New proposed laws that should make CEOs and boards of state-owned companies nervous
The Organisation Undoing Tax Abuse (OUTA) has taken the government to court in a case that could change how executives and board members of state-owned entities (SOEs) are held accountable.
OUTA wants the Public Finance Management Act (PFMA) changed so that civil society can take legal action against SOE board members and executives who mismanage public money, even if their entities are not registered as companies.
At the moment, South African law only allows delinquent-director cases to be brought against directors of registered companies, including state-owned companies (SOCs) like Eskom, Transnet, and South African Airways.
However, many SOEs are not registered as companies, meaning their board members are protected from these types of legal actions.
“This legal gap means that the accounting authorities of SOEs that are not registered companies are automatically protected from delinquency actions,” said Advocate Stefanie Fick, Executive Director of OUTA’s Accountability Division.

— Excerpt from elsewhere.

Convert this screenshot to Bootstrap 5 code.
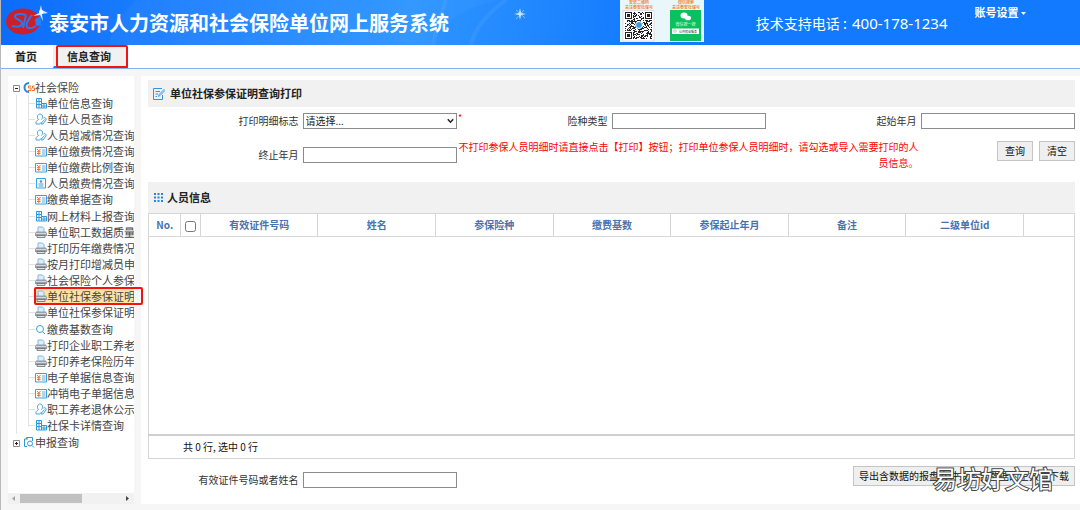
<!DOCTYPE html>
<html lang="zh-CN">
<head>
<meta charset="utf-8">
<meta name="viewport" content="width=device-width, initial-scale=1">
<title>泰安市人力资源和社会保险单位网上服务系统</title>
<link href="https://cdn.jsdelivr.net/npm/bootstrap@5.3.0/dist/css/bootstrap.min.css" rel="stylesheet">
<style>
body{font-family:"Noto Sans CJK SC",sans-serif;font-size:10px;line-height:16px;color:#333;background:#f6f6f6;min-height:100vh;border-left:1px solid #b9b9b9}
a{color:inherit;text-decoration:none}
.topbar{height:45px;background:linear-gradient(100deg,#0b6cfb 0%,#1f82ff 18%,#2d95ff 38%,#2389ff 48%,#117aff 60%,#117aff 100%);color:#fff;position:relative}
.sky{position:absolute;inset:0;width:560px;height:45px}
.topbar > .bar-item{position:relative}
.brand-logo{width:44px;height:36px;margin-left:4px}
.brand-title{font-size:20px;line-height:28px;font-weight:700;margin:0;flex:1}
.promo{width:84px;height:42px;margin-right:52px}
.hotline{font-size:14px;line-height:20px;margin-right:27px;white-space:nowrap}
.hotline span{font-family:"Noto Sans",sans-serif;font-size:15px;margin-left:2px}
.account{font-size:11px;line-height:16px;font-weight:700;border:0;background:none;color:#fff;padding:0;margin:4px 54px 0 0}
.tabs{height:24px;background:#fff;border-bottom:1px solid #7fb2f5}
.tabs a{font-size:11px;line-height:23px;font-weight:700;color:#222;padding-left:14px;width:52px}
.tabs a.on{width:75px;background:#f1f1f1;position:relative;border-left:1px solid #eee;padding-left:13px;border-bottom:2px solid #1b7cf0}
.hint{position:absolute;border:2px solid #f2150f;border-radius:2px;pointer-events:none}
.tabs .hint{left:2px;right:0;top:0;height:23px}
.page-body{padding-top:7px}
.side{width:126px;background:#fff;flex:none;margin:0 7px}
.tree,.tree ul{list-style:none;margin:0;padding:0}
.tree{padding-top:3px}
.node{display:flex;align-items:center;height:16px;font-size:11px;line-height:16px;color:#444;white-space:nowrap;overflow:hidden}
.node svg{width:12px;height:12px;flex:none}
.tree .root-node{padding-left:5px}
.tree .box{width:7px;height:7px;margin:2px 3px 0 0}
.kids{position:relative}
.kids li{position:relative;padding-left:27px}
.kids li::before{content:"";position:absolute;left:20px;top:0;bottom:0;width:7px;background:linear-gradient(#e2e2e2,#e2e2e2) 0 50%/7px 1px no-repeat,linear-gradient(#e2e2e2,#e2e2e2) 0 0/1px 100% no-repeat}
.kids li:last-child::before{bottom:8px;background-position:0 100%,0 0}
.kids li:nth-child(7n){padding-bottom:1px}
.kids::before{content:"";position:absolute;left:8px;top:0;bottom:0;border-left:1px solid #e2e2e2}
.node.on{background:#fde3a5}
.kids .hint{left:26px;right:-9px;top:-1px;height:18px}
.hscroll{height:11px;background:#f1f1f1}
.hscroll .thumb{width:62px;height:9px;background:#c1c1c1}
.hscroll svg{width:12px;height:9px}
.work{background:#fff;padding:4px 5px 16px 7px;min-width:0}
.sect{background:#f1f1f1;height:27px;font-size:11px;font-weight:700;color:#222;margin:0;padding-left:5px}
.sect svg{width:12px;height:12px;margin-right:5px}
.sect-grid{height:31px;margin-top:11px}
.sect-grid svg{width:11px;height:11px;margin-right:3px}
.query{display:grid;grid-template-columns:repeat(6,1fr);padding-top:6px}
.cell{grid-column:span 2;display:flex;align-items:center;justify-content:flex-end;position:relative;height:16px}
.cell label{margin-right:4px}
.box-in{width:50%;height:16px;border:1px solid #8b8b8b;border-radius:0;padding:0 2px;background:#fff;font-size:10px;line-height:14px;color:#222;appearance:none}
.pick{position:relative;width:50%;display:flex}
.pick .box-in{width:100%}
.pick svg{position:absolute;right:3px;top:5px;width:7px;height:6px;pointer-events:none}
.star{position:absolute;left:100%;top:-3px;margin-left:1px;color:#f00;font-size:9px}
.note{grid-column:3/span 3;color:#f00;text-align:right;margin:10px 2px 0 0}
.row-two{margin-top:18px}
.acts{margin-top:12px;gap:6px}
.btn-flat{font-size:10px;line-height:18px;height:20px;border:1px solid #c4c4c4;border-radius:0;background:#efefef;color:#111;padding:0 7px}
.btn-export{padding:0 5px}
.grid-table{width:100%;table-layout:fixed;border-collapse:collapse}
.grid-table th{height:23px;padding:0;border:1px solid #d6d6d6;text-align:center;vertical-align:middle;color:#4a72ae;font-weight:700;font-size:10px}
.grid-table td{height:198px;border:1px solid #d6d6d6;border-bottom:2px solid #cfcfcf;padding:0}
.grid-table input{width:11px;height:11px;margin:0;vertical-align:middle}
.sum{height:23px;border:1px solid #d6d6d6;border-top:0;padding-left:34px;line-height:22px;color:#111}
.foot{margin-top:7px;position:relative}
.foot .finder{width:33.3333%;margin-top:6px}
.wm{position:absolute;right:22px;top:-5px;font-size:24px;line-height:34px;color:#fff;-webkit-text-stroke:2px #444;paint-order:stroke fill;pointer-events:none;white-space:nowrap}
</style>
</head>
<body>
<svg width="0" height="0" class="position-absolute" aria-hidden="true">
<defs>
<symbol id="i-build" viewBox="0 0 12 12"><path d="M1.500 1.500h5v9.500h-5zM6.500 6.500h5v4.500h-5zM4 1.500V11M1.500 4.500h5M1.500 7.500h5M9 6.500V11M6.500 9h5" fill="none" stroke="#2f97d8"/></symbol>
<symbol id="i-user" viewBox="0 0 12 12"><path d="M3.500 6.500C1.500 4.500 2.500 1 5 1s3.500 3.500 1.500 5.500M3.500 6.500C1 8 .8 9 1 11h4M6 10.500 9.500 6.500M8.500 5c2-1 3 .5 2.500 2L8 11H6V9" fill="none" stroke="#48a6de"/></symbol>
<symbol id="i-yen" viewBox="0 0 12 12"><path d="M.5 2.500h11v8.500H.5z" fill="#fff" stroke="#3d9edb"/><path d="m2 4 1.800 2L5.500 4M3.800 6v4M2 6.700h3.500M2 8.500h3.500" fill="none" stroke="#f4732b"/><path d="M7 5h3.500M7 7h3.500M7 9h3.500" stroke="#58aee2"/></symbol>
<symbol id="i-card" viewBox="0 0 12 12"><path d="M1.500 1.500h9v9.500h-9z" fill="#fff" stroke="#3d9edb"/><circle cx="6" cy="4.500" r="1.300" fill="#3d9edb"/><path d="M3.500 7h5M3.500 9h5" stroke="#3d9edb"/></symbol>
<symbol id="i-print" viewBox="0 0 12 12"><path d="M3 6V1h4.500L9 2.500V6" fill="#dcefff" stroke="#7fb8e6"/><path d="M1 5.500h10l1 2v2.500H0V7.500z" fill="#989fa6"/><path d="M1 7.500h10" stroke="#d5d9dc"/><path d="M2 9.500h8v2H2z" fill="#dfe3e6" stroke="#666d73" stroke-width=".8"/></symbol>
<symbol id="i-find" viewBox="0 0 12 12"><circle cx="5" cy="6" r="3.500" fill="none" stroke="#3da0dc"/><path d="m7.500 8.500 2.500 2.500" stroke="#3da0dc"/></symbol>
</defs>
</svg>

<header class="topbar d-flex align-items-center">
  <svg class="sky" viewBox="0 0 560 45" preserveAspectRatio="none" aria-hidden="true">
    <path d="M135 0C120 15 110 30 108 45H430C440 20 470 5 500 0z" fill="#fff" opacity=".03"/>
    <path d="M445 0Q436 25 432 45M505 0Q475 22 470 45" fill="none" stroke="#8cc8ff" stroke-width="4" opacity=".12"/>
    <path d="M519 8l1 5 5 1-5 1-1 5-1-5-5-1 5-1z" fill="#d5ecff"/><path d="M515 10l9 8M523 10l-8 9" stroke="#b9dcff" stroke-width=".6"/>
  </svg>
  <svg class="brand-logo bar-item" viewBox="0 0 44 36" aria-hidden="true">
    <ellipse cx="18" cy="16.500" rx="17" ry="13" fill="#c9202b"/>
    <path d="m30 14 6-3v9l-5 1z" fill="#2380fb"/>
    <path d="M21 10c-5-2-12-1-11 2 1 3 8 3 7 7-1 3-6 3-10 2M27 10c-3 3-7 10-5 12 2 2 6 1 9-1M21 10l-3 13" fill="none" stroke="#2a78ed" stroke-width="2"/>
    <path d="M36 0l1 5 6 3-6 1 1 7-3-6-7 1 6-3z" fill="#cce8ff"/><circle cx="36" cy="7" r="2" fill="#fff"/>
  </svg>
  <h1 class="brand-title bar-item">泰安市人力资源和社会保险单位网上服务系统</h1>
  <svg class="promo bar-item align-self-start" viewBox="0 0 84 42">
    <path d="M0 0h84v42H0z" fill="#e9f7fb"/>
    <g fill="#f28a35" font-size="4" font-weight="700" text-anchor="middle"><text x="19" y="4">安装二维码</text><text x="19" y="9">关注泰安社保号</text><text x="66" y="4">微信搜索</text><text x="66" y="9">关注泰安社保号</text></g>
    <path d="M3 10.500h31v30.500H3z" fill="#fff" stroke="#ccc" stroke-width=".6"/>
    <g id="qr" fill="#222"></g>
    <circle cx="19" cy="25" r="3.500" fill="#3d98e8" stroke="#fff"/>
    <path d="M50 10h31v31H50z" fill="#0bc15f"/>
    <ellipse cx="64" cy="15.500" rx="3.500" ry="3" fill="#fff"/><ellipse cx="68" cy="18" rx="3" ry="2.300" fill="#fff"/>
    <text x="65.500" y="26" font-size="4" fill="#d9ffe8" text-anchor="middle">微信搜一搜</text>
    <path d="M52 28.500h27v5.500H52z" fill="#fff"/><circle cx="55" cy="31" r="1.300" fill="none" stroke="#999" stroke-width=".5"/>
    <text x="68" y="33" font-size="3" fill="#222" text-anchor="middle">公共就业服务</text>
  </svg>
  <div class="hotline bar-item">技术支持电话 : <span>400-178-1234</span></div>
  <button type="button" class="account bar-item align-self-start text-nowrap">账号设置 <svg width="5" height="4" viewBox="0 0 5 4"><path d="M0 0h5L2.500 3z" fill="#fff"/></svg></button>
</header>

<nav class="tabs d-flex" aria-label="主菜单">
  <a href="#">首页</a>
  <a href="#" class="on">信息查询<span class="hint"></span></a>
</nav>

<div class="page-body d-flex">
  <aside class="side d-flex flex-column">
    <ul class="tree flex-grow-1">
      <li>
        <a href="#" class="node root-node"><svg class="box" viewBox="0 0 7 7"><path d="M.5.5h6v6h-6z" fill="#fff" stroke="#8c8c8c"/><path d="M2 3.500h3" stroke="#222"/></svg><svg viewBox="0 0 12 12"><path d="M6 2a4.500 4.500 0 1 0 0 9" fill="none" stroke="#2389e8" stroke-width="2"/><path d="M8 5H5.500v2H8v2.500H5M11.500 5H9.500v2h2v2.500H9" fill="none" stroke="#f4732b"/></svg>社会保险</a>
        <ul class="kids">
          <li><a href="#" class="node"><svg><use href="#i-build"/></svg>单位信息查询</a></li>
          <li><a href="#" class="node"><svg><use href="#i-user"/></svg>单位人员查询</a></li>
          <li><a href="#" class="node"><svg><use href="#i-user"/></svg>人员增减情况查询</a></li>
          <li><a href="#" class="node"><svg><use href="#i-yen"/></svg>单位缴费情况查询</a></li>
          <li><a href="#" class="node"><svg><use href="#i-yen"/></svg>单位缴费比例查询</a></li>
          <li><a href="#" class="node"><svg><use href="#i-card"/></svg>人员缴费情况查询</a></li>
          <li><a href="#" class="node"><svg><use href="#i-yen"/></svg>缴费单据查询</a></li>
          <li><a href="#" class="node"><svg><use href="#i-build"/></svg>网上材料上报查询</a></li>
          <li><a href="#" class="node"><svg><use href="#i-print"/></svg>单位职工数据质量报告</a></li>
          <li><a href="#" class="node"><svg><use href="#i-print"/></svg>打印历年缴费情况</a></li>
          <li><a href="#" class="node"><svg><use href="#i-print"/></svg>按月打印增减员申报表</a></li>
          <li><a href="#" class="node"><svg><use href="#i-print"/></svg>社会保险个人参保证明</a></li>
          <li><a href="#" class="node on"><svg><use href="#i-print"/></svg>单位社保参保证明查询打印</a><span class="hint"></span></li>
          <li><a href="#" class="node"><svg><use href="#i-print"/></svg>单位社保参保证明查询</a></li>
          <li><a href="#" class="node"><svg><use href="#i-find"/></svg>缴费基数查询</a></li>
          <li><a href="#" class="node"><svg><use href="#i-print"/></svg>打印企业职工养老账户</a></li>
          <li><a href="#" class="node"><svg><use href="#i-print"/></svg>打印养老保险历年缴费</a></li>
          <li><a href="#" class="node"><svg><use href="#i-yen"/></svg>电子单据信息查询</a></li>
          <li><a href="#" class="node"><svg><use href="#i-yen"/></svg>冲销电子单据信息查询</a></li>
          <li><a href="#" class="node"><svg><use href="#i-user"/></svg>职工养老退休公示名单</a></li>
          <li><a href="#" class="node"><svg><use href="#i-build"/></svg>社保卡详情查询</a></li>
        </ul>
      </li>
      <li><a href="#" class="node root-node"><svg class="box" viewBox="0 0 7 7"><path d="M.5.5h6v6h-6z" fill="#fff" stroke="#8c8c8c"/><path d="M2 3.500h3M3.500 2v3" stroke="#222"/></svg><svg viewBox="0 0 12 12"><path d="M3.500 3V1.500h6V5M4 10.500H1.500V3H5" fill="none" stroke="#2f97d8"/><circle cx="7" cy="7.500" r="2.500" fill="none" stroke="#2f97d8"/><path d="m9 9.500 2 2" stroke="#2f97d8"/></svg>申报查询</a></li>
    </ul>
    <div class="hscroll d-flex align-items-center"><svg viewBox="0 0 12 9"><path d="M7 2v5L4 4.500z" fill="#a3a3a3"/></svg><span class="thumb"></span><svg class="ms-auto" viewBox="0 0 12 9"><path d="M4 2v5l3-2.500z" fill="#444"/></svg></div>
  </aside>

  <main class="work flex-grow-1">
    <h2 class="sect d-flex align-items-center"><svg viewBox="0 0 12 12"><path d="M9.500 7v4.500h-9V.5H9" fill="none" stroke="#3292e0"/><path d="M2.500 3.500H7M2.500 6H5M2.500 8.500H4" stroke="#3292e0"/><path d="m5.500 8.500.5-2 5-5 1 1-5 5z" fill="#bfe0fa" stroke="#3292e0" stroke-width=".8"/></svg>单位社保参保证明查询打印</h2>
    <form>
      <div class="query">
        <div class="cell"><label for="flag">打印明细标志</label><div class="pick"><select id="flag" class="box-in"><option>请选择...</option></select><svg viewBox="0 0 7 6"><path d="m.8 1.200 2.700 3 2.700-3" fill="none" stroke="#222" stroke-width="1.500"/></svg><span class="star">*</span></div></div>
        <div class="cell"><label for="kind">险种类型</label><input id="kind" class="box-in" type="text"></div>
        <div class="cell"><label for="from">起始年月</label><input id="from" class="box-in" type="text"></div>
        <div class="cell row-two"><label for="to">终止年月</label><input id="to" class="box-in" type="text"></div>
        <p class="note">不打印参保人员明细时请直接点击【打印】按钮；打印单位参保人员明细时，请勾选或导入需要打印的人员信息。</p>
        <div class="acts d-flex justify-content-end align-items-start"><button type="button" class="btn btn-flat">查询</button><button type="reset" class="btn btn-flat">清空</button></div>
      </div>
    </form>
    <h2 class="sect sect-grid d-flex align-items-center"><svg viewBox="0 0 11 11"><path d="M1 2h9M1 5.500h9M1 9h9" stroke="#2585e0" stroke-width="2" stroke-dasharray="2 1.500"/></svg>人员信息</h2>
    <table class="grid-table">
      <colgroup><col style="width:3.5%"><col style="width:2.1%"><col span="7" style="width:12.7%"><col></colgroup>
      <thead><tr><th>No.</th><th><input type="checkbox" aria-label="全选"></th><th>有效证件号码</th><th>姓名</th><th>参保险种</th><th>缴费基数</th><th>参保起止年月</th><th>备注</th><th>二级单位id</th><th></th></tr></thead>
      <tbody><tr><td colspan="10"></td></tr></tbody>
    </table>
    <div class="sum">共 0 行, 选中 0 行</div>
    <div class="foot d-flex justify-content-between align-items-start">
      <div class="finder cell"><label for="who">有效证件号码或者姓名</label><input id="who" class="box-in" type="text"></div>
      <button type="button" class="btn btn-flat btn-export text-nowrap">导出含数据的报盘文件或不含数据的空报盘下载</button>
      <span class="wm">易坊好文馆</span>
    </div>
  </main>
</div>
<script src="https://cdn.jsdelivr.net/npm/bootstrap@5.3.0/dist/js/bootstrap.bundle.min.js"></script>
<script>
// QR-style module grid, 27 cells a side, with three finder squares
(function(){
  var n=27,s='',seed=7;
  function finder(x,y){
    return '<path fill="#222" d="M'+x+' '+y+'h7v7h-7z"/><path fill="#fff" d="M'+(x+1)+' '+(y+1)+'h5v5h-5z"/><path fill="#222" d="M'+(x+2)+' '+(y+2)+'h3v3h-3z"/>';
  }
  for(var y=0;y<n;y++)for(var x=0;x<n;x++){
    seed=(seed*16807)%2147483647;
    if((x<8&&y<8)||(x>18&&y<8)||(x<8&&y>18))continue;
    if(seed/2147483647<0.55)s+='M'+(x+5)+' '+(y+12)+'h1v1h-1z';
  }
  document.getElementById('qr').innerHTML='<path d="'+s+'"/>'+finder(5,12)+finder(25,12)+finder(5,32);
})();
</script>
</body>
</html>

“That is unfair, because it holds them to a lower standard of accountability than directors of SOCs.”
OUTA’s case, filed in the Pretoria High Court on 20 August 2025, argues that sections 83(4) and 84 of the PFMA are unconstitutional because they provide weaker consequences for financial misconduct.
Under the PFMA, financial misconduct can result in dismissal, suspension, or other unspecified sanctions. In contrast, the Companies Act forces a court to declare a director delinquent if they are found to have failed in their duties.
“Under section 162 of the Companies Act, a court must declare a company director delinquent if the director has failed to discharge their duties,” said Fick. “The PFMA, on the other hand, only offers vague disciplinary options. This difference undermines accountability.”
The case names the Minister of Finance, the Minister of Trade, Industry and Competition, the Department of Trade, Industry and Competition, and the Companies and Intellectual Property Commission (CIPC) as respondents.
OUTA is represented by Advocate Niël du Preez SC and Advocate Sonika Mentz, with attorney Andri Jennings of Jennings Inc.
OUTA is asking the court to declare these PFMA sections unconstitutional and to give Parliament two years to fix the law.
Incompetent officials recycled through government departments and entities
In the meantime, the organisation wants the court to order that section 162 of the Companies Act, which allows delinquency actions, apply to all accounting authorities of public entities, not just registered companies.
If Parliament fails to fix the law within two years, OUTA wants this interim arrangement to remain in place.
Fick said the distinction between SOCs and other SOEs is unjustifiable and violates constitutional rights to equality, access to courts, and the values of transparency and accountability.
“Public entities are required to operate under these values, but the current legal framework allows some of them to escape proper scrutiny,” she said.
According to OUTA, this gap in the law has real consequences. Individuals involved in misconduct at SOEs that are not registered as companies can simply move into new senior positions in other government entities without facing any accountability.
“Compromised officials are repeatedly recycled through government departments and entities,” said Fick. “By fixing this gap in the law, we can give civil society another tool to hold such individuals to account and protect the public purse.”
OUTA has already shown how effective delinquent-director actions can be. In 2020, the organisation successfully had former South African Airways chairperson Dudu Myeni declared a delinquent director for life.
This ruling was confirmed by the Supreme Court of Appeal in 2021 and was possible because SAA is a registered company governed by the Companies Act.
“Had Myeni been an accounting authority of an SOE not registered as a company, this remedy would not have been available to OUTA,” said Fick.
“Most likely, she would not have been held accountable for her gross abuse of office and the enormous damage she caused.”
OUTA recently filed a similar case against former Johannesburg Property Company CEO Helen Botes for her role in the Usindiso building fire tragedy and Covid-19 procurement scandals. This case is possible because the JPC is also a registered company.
However, OUTA has been unable to take similar action against individuals implicated in wrongdoing at the Services Sector Education and Training Authority (Services SETA) and the National Student Financial Aid Scheme (NSFAS), as neither is a registered company.
“If Services SETA and NSFAS were SOCs, the public and OUTA would have recourse under the Companies Act. But under the PFMA, the public has none,” said Fick.
If successful, the outcome of OUTA’s court challenge could close a major loophole in the law and make it possible to hold executives and board members of all SOEs personally accountable for misconduct.
“This is about fairness and accountability. If the government fails to hold corrupt officials to account, civil society must have the tools to do so. Public money must be protected, and those who abuse it must face real consequences,” said Fick.